*Written request*
Set down the data below without change, skipping the pictures it holds.

*Source data*
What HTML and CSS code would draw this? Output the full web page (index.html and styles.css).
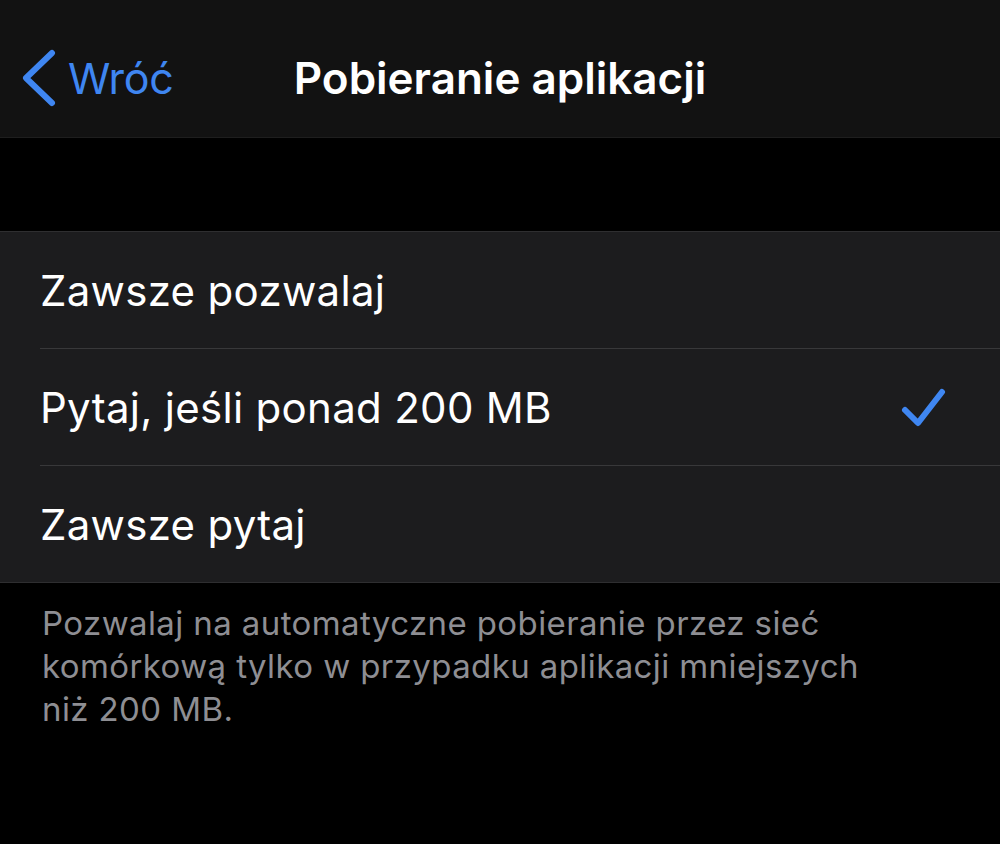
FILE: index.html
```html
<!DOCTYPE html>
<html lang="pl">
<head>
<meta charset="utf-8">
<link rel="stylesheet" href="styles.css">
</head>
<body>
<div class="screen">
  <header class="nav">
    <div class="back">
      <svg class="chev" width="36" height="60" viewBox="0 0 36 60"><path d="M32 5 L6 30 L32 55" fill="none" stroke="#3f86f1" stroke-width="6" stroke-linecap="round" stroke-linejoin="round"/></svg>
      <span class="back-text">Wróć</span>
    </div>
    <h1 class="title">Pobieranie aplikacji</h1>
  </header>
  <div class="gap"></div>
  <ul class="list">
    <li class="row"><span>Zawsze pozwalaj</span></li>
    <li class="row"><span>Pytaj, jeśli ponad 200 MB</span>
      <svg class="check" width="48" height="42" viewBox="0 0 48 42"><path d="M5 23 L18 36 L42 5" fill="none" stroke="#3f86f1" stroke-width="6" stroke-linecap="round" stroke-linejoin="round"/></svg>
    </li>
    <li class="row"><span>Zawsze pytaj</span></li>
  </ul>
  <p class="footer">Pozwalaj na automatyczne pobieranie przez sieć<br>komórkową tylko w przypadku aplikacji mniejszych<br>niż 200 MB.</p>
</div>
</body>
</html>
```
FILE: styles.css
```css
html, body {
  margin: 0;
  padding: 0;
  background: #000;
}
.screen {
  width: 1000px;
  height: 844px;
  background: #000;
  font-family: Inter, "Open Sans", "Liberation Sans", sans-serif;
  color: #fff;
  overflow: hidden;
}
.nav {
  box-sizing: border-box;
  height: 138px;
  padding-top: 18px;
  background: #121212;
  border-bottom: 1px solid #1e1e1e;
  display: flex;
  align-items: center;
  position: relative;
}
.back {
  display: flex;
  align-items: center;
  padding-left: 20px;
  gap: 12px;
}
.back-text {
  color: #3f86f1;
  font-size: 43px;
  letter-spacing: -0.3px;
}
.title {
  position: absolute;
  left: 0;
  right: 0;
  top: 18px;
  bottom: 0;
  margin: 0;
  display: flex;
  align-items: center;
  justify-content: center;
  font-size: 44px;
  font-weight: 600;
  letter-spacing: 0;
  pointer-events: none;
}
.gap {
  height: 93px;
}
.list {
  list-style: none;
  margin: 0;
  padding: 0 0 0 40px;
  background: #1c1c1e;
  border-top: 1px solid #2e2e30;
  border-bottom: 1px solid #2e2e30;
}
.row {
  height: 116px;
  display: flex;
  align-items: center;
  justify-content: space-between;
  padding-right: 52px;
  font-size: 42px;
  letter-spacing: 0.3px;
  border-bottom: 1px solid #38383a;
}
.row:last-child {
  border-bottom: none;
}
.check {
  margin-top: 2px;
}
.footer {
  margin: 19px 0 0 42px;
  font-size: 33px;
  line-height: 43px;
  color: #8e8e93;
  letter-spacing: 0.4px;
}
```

*Task solution*
What HTML and CSS code would draw this? Output the full web page (index.html and styles.css).
FILE: index.html
```html
<!DOCTYPE html>
<html lang="pl">
<head>
<meta charset="utf-8">
<link rel="stylesheet" href="styles.css">
</head>
<body>
<div class="screen">
  <header class="nav">
    <div class="back">
      <svg class="chev" width="36" height="60" viewBox="0 0 36 60"><path d="M32 5 L6 30 L32 55" fill="none" stroke="#3f86f1" stroke-width="6" stroke-linecap="round" stroke-linejoin="round"/></svg>
      <span class="back-text">Wróć</span>
    </div>
    <h1 class="title">Pobieranie aplikacji</h1>
  </header>
  <div class="gap"></div>
  <ul class="list">
    <li class="row"><span>Zawsze pozwalaj</span></li>
    <li class="row"><span>Pytaj, jeśli ponad 200 MB</span>
      <svg class="check" width="48" height="42" viewBox="0 0 48 42"><path d="M5 23 L18 36 L42 5" fill="none" stroke="#3f86f1" stroke-width="6" stroke-linecap="round" stroke-linejoin="round"/></svg>
    </li>
    <li class="row"><span>Zawsze pytaj</span></li>
  </ul>
  <p class="footer">Pozwalaj na automatyczne pobieranie przez sieć<br>komórkową tylko w przypadku aplikacji mniejszych<br>niż 200 MB.</p>
</div>
</body>
</html>
```
FILE: styles.css
```css
html, body {
  margin: 0;
  padding: 0;
  background: #000;
}
.screen {
  width: 1000px;
  height: 844px;
  background: #000;
  font-family: Inter, "Open Sans", "Liberation Sans", sans-serif;
  color: #fff;
  overflow: hidden;
}
.nav {
  box-sizing: border-box;
  height: 138px;
  padding-top: 18px;
  background: #121212;
  border-bottom: 1px solid #1e1e1e;
  display: flex;
  align-items: center;
  position: relative;
}
.back {
  display: flex;
  align-items: center;
  padding-left: 20px;
  gap: 12px;
}
.back-text {
  color: #3f86f1;
  font-size: 43px;
  letter-spacing: -0.3px;
}
.title {
  position: absolute;
  left: 0;
  right: 0;
  top: 18px;
  bottom: 0;
  margin: 0;
  display: flex;
  align-items: center;
  justify-content: center;
  font-size: 44px;
  font-weight: 600;
  letter-spacing: 0;
  pointer-events: none;
}
.gap {
  height: 93px;
}
.list {
  list-style: none;
  margin: 0;
  padding: 0 0 0 40px;
  background: #1c1c1e;
  border-top: 1px solid #2e2e30;
  border-bottom: 1px solid #2e2e30;
}
.row {
  height: 116px;
  display: flex;
  align-items: center;
  justify-content: space-between;
  padding-right: 52px;
  font-size: 42px;
  letter-spacing: 0.3px;
  border-bottom: 1px solid #38383a;
}
.row:last-child {
  border-bottom: none;
}
.check {
  margin-top: 2px;
}
.footer {
  margin: 19px 0 0 42px;
  font-size: 33px;
  line-height: 43px;
  color: #8e8e93;
  letter-spacing: 0.4px;
}
```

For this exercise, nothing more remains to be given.